Another alternative would be to pick up one of the interesting budget raw converters like Helicon or ACDSee. The ACDSee full package is less costly than LR but would fill in as a full replacement for PSP and AfterShot.

By 80d I assume you mean the Canon camera. There's always DPP which came free with your camera. DPP was made for your camera and contains specific capabilities unique to the combination of your camera and DPP. You can use DPP to do the raw conversions and then finish up as needed in PSP x8.

Joe


----------



## SuzukiGS750EZ (Oct 21, 2016)

I bought x8 with my computer a year ago,separately. It's funny how things get outdated quickly. I used DPP with my Canon digital Rebel xti. The version that came with my camera seems less capable, unless I'm being blind. I also remember editing the raw photos in x8 and converting them after. Now I've got to tweak them, convert and edit the jpeg.


----------



## Ysarex (Oct 21, 2016)

SuzukiGS750EZ said:


> I bought x8 with my computer a year ago,separately. It's funny how things get outdated quickly. I used DPP with my Canon digital Rebel xti. The version that came with my camera seems less capable, unless I'm being blind. I also remember editing the raw photos in x8 and converting them after.



That's not possible. You can't edit a raw file without first converting it to an RGB image. Raw conversion software may make the process appear seamless but the first critical step of demosaicing the raw file CFA has to done before any other editing is possible.



SuzukiGS750EZ said:


> Now I've got to tweak them, convert and edit the jpeg.

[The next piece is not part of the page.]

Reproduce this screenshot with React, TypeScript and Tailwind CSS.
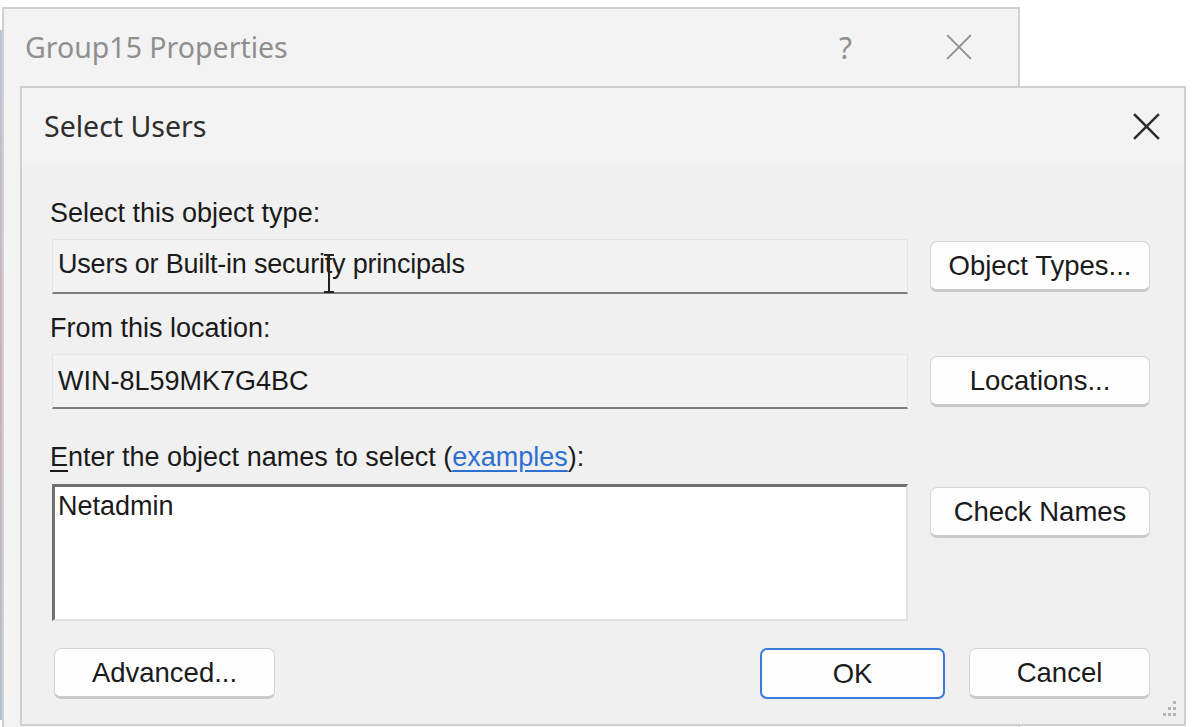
import React from "react";

const XIcon = ({ size, color, width }: { size: number; color: string; width: number }) => (
  <svg width={size} height={size} viewBox="0 0 28 28">
    <path d="M2 2 L26 26 M26 2 L2 26" stroke={color} strokeWidth={width} strokeLinecap="square" fill="none" />
  </svg>
);

const Btn = ({ children, w = "w-[220px]", primary = false }: { children: React.ReactNode; w?: string; primary?: boolean }) => (
  <div
    className={
      "h-[51px] rounded-[7px] bg-[#fdfdfd] flex items-center justify-center text-[27.5px] text-[#1b1b1b] " +
      w +
      (primary
        ? " border-2 border-[#3a7ad8]"
        : " border border-[#d3d3d3] border-b-[3px] border-b-[#c9c9c9]")
    }
    style={{ fontFamily: '"Liberation Sans", Arial, sans-serif' }}
  >
    {children}
  </div>
);

export default function App() {
  const ui = { fontFamily: '"Liberation Sans", Arial, sans-serif' };
  const title = { fontFamily: '"Noto Sans", "Open Sans", sans-serif' };
  return (
    <div className="relative w-[1195px] h-[727px] bg-white overflow-hidden">
      {/* left edge artifacts */}
      <div className="absolute left-0 top-[30px] w-[2px] h-[690px] bg-gradient-to-b from-[#8aa0c0] via-[#b07a8a] to-[#7a9ab0] opacity-60" />
      {/* back window */}
      <div className="absolute left-[2px] top-[7px] w-[1018px] h-[725px] border-2 border-[#d0d0d0] bg-[#f3f3f3]">
        <div className="flex items-center h-[76px] pl-[21px]">
          <span className="text-[28.5px] text-[#8f8f8f]" style={title}>
            Group15 Properties
          </span>
          <span className="ml-auto text-[30px] text-[#8f8f8f] mr-[94px]" style={title}>
            ?
          </span>
          <span className="mr-[46px] flex">
            <XIcon size={26} color="#8f8f8f" width={2} />
          </span>
        </div>
      </div>

      {/* front window */}
      <div className="absolute left-[20px] top-[86px] w-[1166px] h-[640px] border-2 border-[#cfcfcf] bg-[#f0f0f0] flex flex-col">
        <div className="h-[76px] bg-[#f3f3f3] flex items-center pl-[22px] pr-[24px]">
          <span className="text-[28.5px] text-[#2e2e2e]" style={title}>
            Select Users
          </span>
          <span className="ml-auto flex">
            <XIcon size={27} color="#2b2b2b" width={2.6} />
          </span>
        </div>

        <div className="flex flex-col pl-[30px] pt-[34px]" style={ui}>
          <div className="h-[30px] leading-[30px] text-[27px] text-[#1a1a1a] -ml-[2px]">Select this object type:</div>
          <div className="flex items-center mt-[11px] gap-[22px]">
            <div className="relative w-[856px] h-[55px] bg-[#f2f2f2] border border-[#e4e4e4] border-b-2 border-b-[#7d7d7d] flex items-center pl-[5px] pb-[4px] text-[27px] tracking-[-0.2px] text-[#1a1a1a]">
              Users or Built-in security principals
              <svg className="absolute left-[269px] top-[14px]" width="14" height="40" viewBox="0 0 14 40">
                <path d="M2 1 H12 M7 1 V38 M2 38 H12" stroke="#222" strokeWidth="2" fill="none" />
              </svg>
            </div>
            <Btn>Object Types...</Btn>
          </div>

          <div className="h-[30px] leading-[30px] text-[27px] text-[#1a1a1a] mt-[19px] -ml-[2px]">From this location:</div>
          <div className="flex items-center mt-[11px] gap-[22px]">
            <div className="w-[856px] h-[55px] bg-[#f2f2f2] border border-[#e4e4e4] border-b-2 border-b-[#7d7d7d] flex items-center pl-[5px] text-[27px] text-[#1a1a1a]">
              WIN-8L59MK7G4BC
            </div>
            <Btn>Locations...</Btn>
          </div>

          <div className="h-[30px] leading-[30px] text-[27px] text-[#1a1a1a] mt-[33px] -ml-[2px]">
            <span className="underline underline-offset-[4px]">E</span>nter the object names to select (
            <span className="text-[#2e6fd2] underline underline-offset-[4px]">examples</span>):
          </div>
          <div className="flex items-start mt-[12px] gap-[22px]">
            <div className="w-[856px] h-[137px] bg-white border-t-[3px] border-l-[3px] border-[#707070] border-r-2 border-b-2 border-r-[#e2e2e2] border-b-[#e2e2e2] pl-[3px] pt-[4px] text-[27px] leading-[30px] text-[#1a1a1a]">
              Netadmin
            </div>
            <div className="mt-[3px]">
              <Btn>Check Names</Btn>
            </div>
          </div>

          <div className="flex items-center mt-[27px] pr-[34px]">
            <div className="ml-[2px]">
              <Btn w="w-[221px]">Advanced...</Btn>
            </div>
            <div className="ml-auto">
              <Btn w="w-[185px]" primary>
                OK
              </Btn>
            </div>
            <div className="ml-[24px]">
              <Btn w="w-[181px]">Cancel</Btn>
            </div>
          </div>
        </div>

        {/* resize grip */}
        <svg className="absolute right-[6px] bottom-[5px]" width="20" height="20" viewBox="0 0 20 20">
          <rect x="15" y="2" width="3" height="3" fill="#b5b5b5" />
          <rect x="10" y="8" width="3" height="3" fill="#b5b5b5" />
          <rect x="15" y="8" width="3" height="3" fill="#b5b5b5" />
          <rect x="5" y="14" width="3" height="3" fill="#b5b5b5" />
          <rect x="10" y="14" width="3" height="3" fill="#b5b5b5" />
          <rect x="15" y="14" width="3" height="3" fill="#b5b5b5" />
        </svg>
      </div>
    </div>
  );
}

The current version of DPP is 4. It doesn't contain the range of functions available in the commercial products but it does a very good basic conversion of a Canon CR2 file. It also contains DLO which is a unique function specific to DPP and your Canon lens that is not available in any of the commercial products. You can use DPP to convert from CR2 to TIFF. Then finish in PSP x8 and output a final JPEG.

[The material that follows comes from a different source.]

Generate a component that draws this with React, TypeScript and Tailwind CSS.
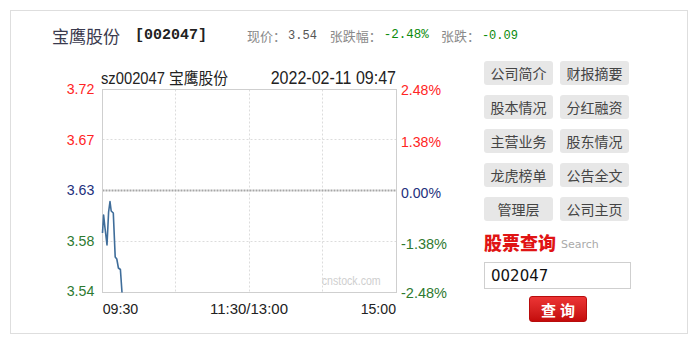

You should not edit JPEGs if at all avoidable. If you're starting with a raw file it's avoidable. If you're working between two software programs (raw converter and RGB image editor) then the best option is to process the raw file in the raw converter and output to a non-compressed format like TIFF for further editing in the RGB editor. Then create a JPEG when all editing is completed.

Joe


----------



## SuzukiGS750EZ (Oct 21, 2016)

I think i will need to do more research then. Clearly i've been missing steps and such while "thinking" i knew what i was doing. Thanks guys for the input. For now i'll stick with DPP and PSP X8. One last question. What do i gain by buying a commercial product over DPP? Anything for the basic user?


----------



## Ysarex (Oct 21, 2016)

SuzukiGS750EZ said:


> I think i will need to do more research then. Clearly i've been missing steps and such while "thinking" i knew what i was doing. Thanks guys for the input. For now i'll stick with DPP and PSP X8. One last question. What do i gain by buying a commercial product over DPP? Anything for the basic user?



DPP is an excellent basic raw converter for Canon CR2 files. It won't process any other raw files. The commercial products are all value added products covering a range of additional functions. First and most obvious is that they'll work with most camera raw files. Many of us have more than one camera brand. I want my raw conversion software to process my Canon, Fuji, Sony and Samsung raw files.

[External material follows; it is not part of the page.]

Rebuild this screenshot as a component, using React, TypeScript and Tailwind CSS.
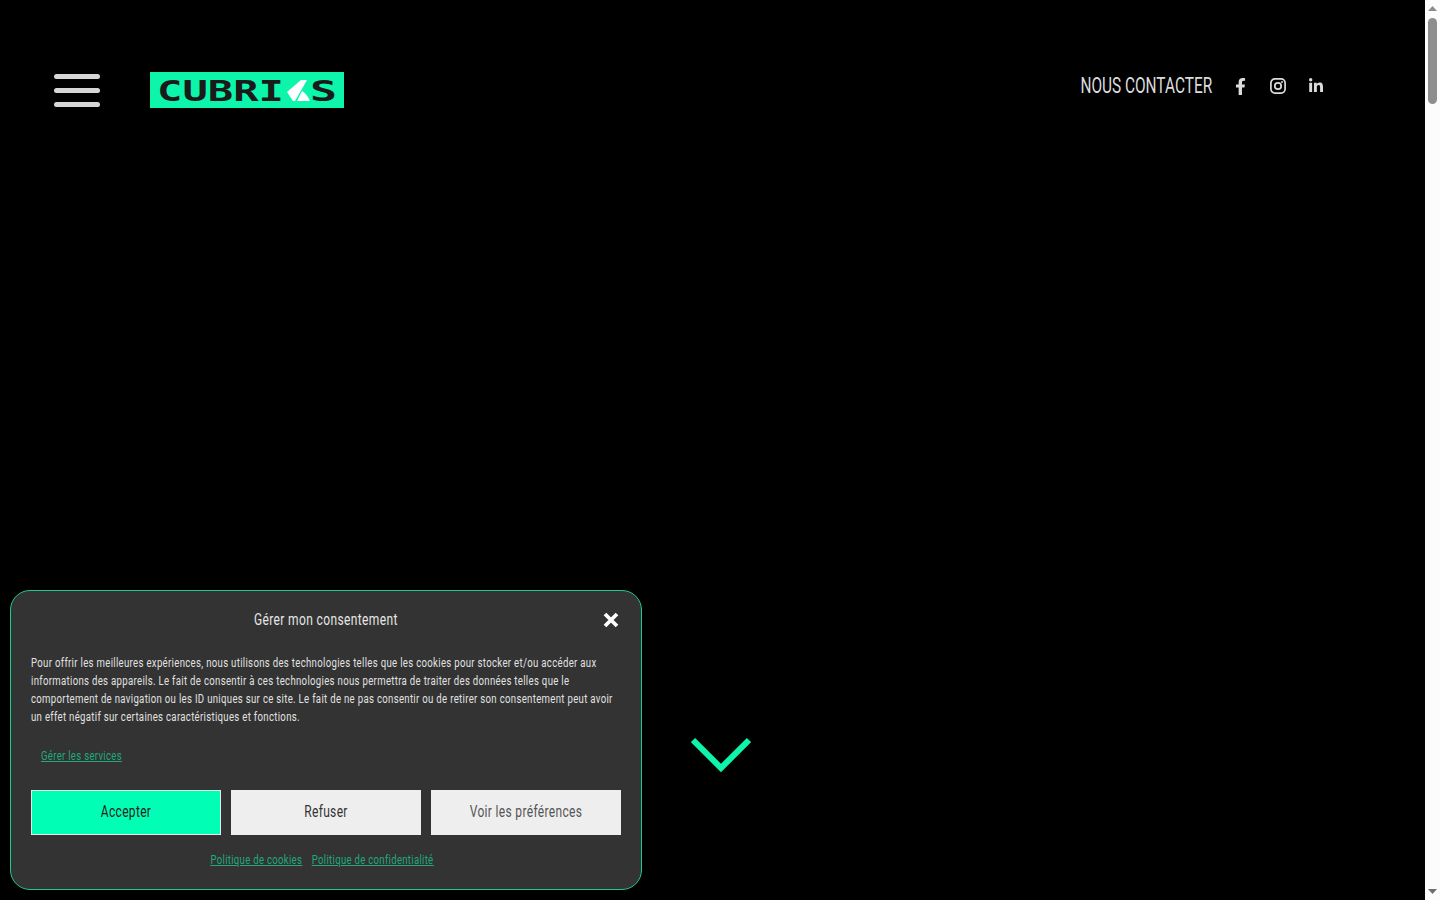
import { FaFacebookF, FaLinkedinIn } from 'react-icons/fa'

function Logo() {
  const letters = { fontFamily: "'DejaVu Sans Mono', monospace", fontWeight: 700, fontSize: 29 }
  return (
    <svg width="194" height="36" viewBox="0 0 194 36" aria-label="Cubriks">
      <rect width="194" height="36" fill="#0cf5ab" />
      <text x="7" y="29" textLength="127" lengthAdjust="spacingAndGlyphs" fill="#1a1a1a" style={letters}>
        CUBRI
      </text>
      <path d="M137 20 L151 8 L157 8 L145 29 L143 29 Z" fill="#fff" />
      <path d="M147 29 L152 19 Q157 22 160 29 Z" fill="#fff" />
      <text x="160" y="29" textLength="27" lengthAdjust="spacingAndGlyphs" fill="#1a1a1a" style={letters}>
        S
      </text>
    </svg>
  )
}

function InstagramIcon() {
  return (
    <svg width="16" height="16" viewBox="0 0 16 16" fill="none" stroke="currentColor" strokeWidth="1.7">
      <rect x="0.9" y="0.9" width="14.2" height="14.2" rx="4" />
      <circle cx="8" cy="8" r="3.2" />
      <circle cx="12" cy="4" r="1" fill="currentColor" stroke="none" />
    </svg>
  )
}

function Header() {
  return (
    <header className="flex items-start pt-[72px] pl-[54px] pr-[90px]">
      <button className="flex flex-col gap-[9px] pt-[2px] mr-[50px]" aria-label="Menu">
        <span className="block w-[46px] h-[5px] rounded-full bg-[#d6d6d6]" />
        <span className="block w-[46px] h-[5px] rounded-full bg-[#d6d6d6]" />
        <span className="block w-[46px] h-[5px] rounded-full bg-[#d6d6d6]" />
      </button>
      <Logo />
      <nav className="ml-auto flex items-center h-[28px] text-[#dcdcdc] font-['Roboto',sans-serif]">
        <a className="block text-[22px] leading-none whitespace-nowrap origin-right scale-x-[0.7] mr-[9px]">NOUS CONTACTER</a>
        <span className="flex justify-center w-[38px]">
          <FaFacebookF className="text-[17px]" />
        </span>
        <span className="flex justify-center w-[38px]">
          <InstagramIcon />
        </span>
        <span className="flex justify-center w-[38px]">
          <FaLinkedinIn className="text-[16px]" />
        </span>
      </nav>
    </header>
  )
}

function ConsentDialog() {
  return (
    <div className="fixed left-[10px] bottom-[10px] w-[632px] h-[300px] rounded-[20px] border border-[#1fc98f] bg-[#333333] px-[20px] text-white font-['Roboto',sans-serif]">
      <div className="relative flex justify-center pt-[18px]">
        <h2 className="text-[16px] leading-[22px] text-[#e6e6e6] whitespace-nowrap tracking-[0.5px] scale-x-[0.75]">Gérer mon consentement</h2>
        <svg className="absolute right-[2px] top-[21px]" width="16" height="16" viewBox="0 0 16 16">
          <path d="M2 2 L14 14 M14 2 L2 14" stroke="#fff" strokeWidth="3.8" />
        </svg>
      </div>
      <p className="mt-[23px] text-[12px] leading-[18px] text-[#e2e2e2] whitespace-nowrap tracking-[0.39px] origin-left scale-x-[0.8]">
        Pour offrir les meilleures expériences, nous utilisons des technologies telles que les cookies pour stocker et/ou accéder aux
        <br />
        informations des appareils. Le fait de consentir à ces technologies nous permettra de traiter des données telles que le
        <br />
        comportement de navigation ou les ID uniques sur ce site. Le fait de ne pas consentir ou de retirer son consentement peut avoir
        <br />
        un effet négatif sur certaines caractéristiques et fonctions.
      </p>
      <a className="block mt-[21px] ml-[10px] text-[12px] leading-[18px] text-[#1fa97c] underline whitespace-nowrap tracking-[0.36px] origin-left scale-x-[0.8]">Gérer les services</a>
      <div className="mt-[25px] grid grid-cols-3 gap-[10px]">
        <button className="h-[45px] pb-[1px] bg-[#00ffb4] border border-[#e8e8e8] text-[16px] text-[#222]">
          <span className="block tracking-[0.45px] scale-x-[0.75]">Accepter</span>
        </button>
        <button className="h-[45px] pb-[1px] bg-[#eeeeee] text-[16px] text-[#333]">
          <span className="block tracking-[0.45px] scale-x-[0.75]">Refuser</span>
        </button>
        <button className="h-[45px] pb-[1px] bg-[#eeeeee] text-[16px] text-[#555]">
          <span className="block tracking-[0.45px] scale-x-[0.75]">Voir les préférences</span>
        </button>
      </div>
      <div className="mt-[16px] pr-[10px] flex justify-center gap-[12px] text-[12px] leading-[18px] text-[#1fa97c] underline whitespace-nowrap tracking-[0.36px] scale-x-[0.8]">
        <a>Politique de cookies</a>
        <a>Politique de confidentialité</a>
      </div>
    </div>
  )
}

function Scrollbar() {
  return (
    <aside className="w-[15px] shrink-0 flex flex-col items-center bg-[#fcfcfc]">
      <svg className="mt-[6px]" width="9" height="5" viewBox="0 0 9 5">
        <path d="M4.5 0 L9 5 L0 5 Z" fill="#8c8c8c" />
      </svg>
      <div className="mt-[7px] w-[9px] h-[86px] rounded-full bg-[#8e8e8e]" />
      <svg className="mt-auto mb-[6px]" width="9" height="5" viewBox="0 0 9 5">
        <path d="M0 0 L9 0 L4.5 5 Z" fill="#6e6e6e" />
      </svg>
    </aside>
  )
}

export default function App() {
  return (
    <div className="flex h-screen overflow-hidden bg-black">
      <main className="flex-1 flex flex-col">
        <Header />
        <div className="flex-1 flex items-end justify-center pb-[127px] pl-[17px]">
          <svg width="60" height="36" viewBox="0 0 60 36">
            <path d="M2 3 L30 31 L58 3" fill="none" stroke="#0cf5ab" strokeWidth="6" />
          </svg>
        </div>
      </main>
      <Scrollbar />
      <ConsentDialog />
    </div>
  )
}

Other value added functions include file management/database to varying degrees.
Ease of use and superior interface design.
Local adjustment functions eg. the ability to change only a part of the photo like darken the sky.
Special effects filters.
Special features like HDR processing and panorama stitching.
Superior noise filtering.
Whatever they can think of that might sell.
----------------------------------------------------------------------

It's important to understand the fundamental difference between a parametric editor and an RGB file or pixel editor. Raw file converters are typically parametric editors. The original raw file can't be altered and so raw conversion software saves a recipe list of instructions to apply to the raw file and then outputs the result to another file. A lot is possible using this type of editing but notably operations like cloning out utility wires or replacing objects in one photo with objects from another photo are not possible. The pixel level RGB editor is required for that type of work and is capable of making those changes and overwriting the original file. PSP x8 is an RGB file editor that can work at the pixel level on a photo. AfterShot, LR, DPP are parametric raw converters. The two types of editors complement each other.

Joe


----------



## spiralout462 (Oct 21, 2016)

The new version of canon dpp is great.  If you print yourself the printshoppro plug in is awesome.


----------



## SuzukiGS750EZ (Oct 26, 2016)

I ended up buying after shot pro 3 and paintshop pro x9 ultimate. Updated the canon software yesterday to the new update so I'm covered. I used both DPP and ASP3 yesterday and I see the differences but if I'm not going all out in the photo DPP is fine.


----------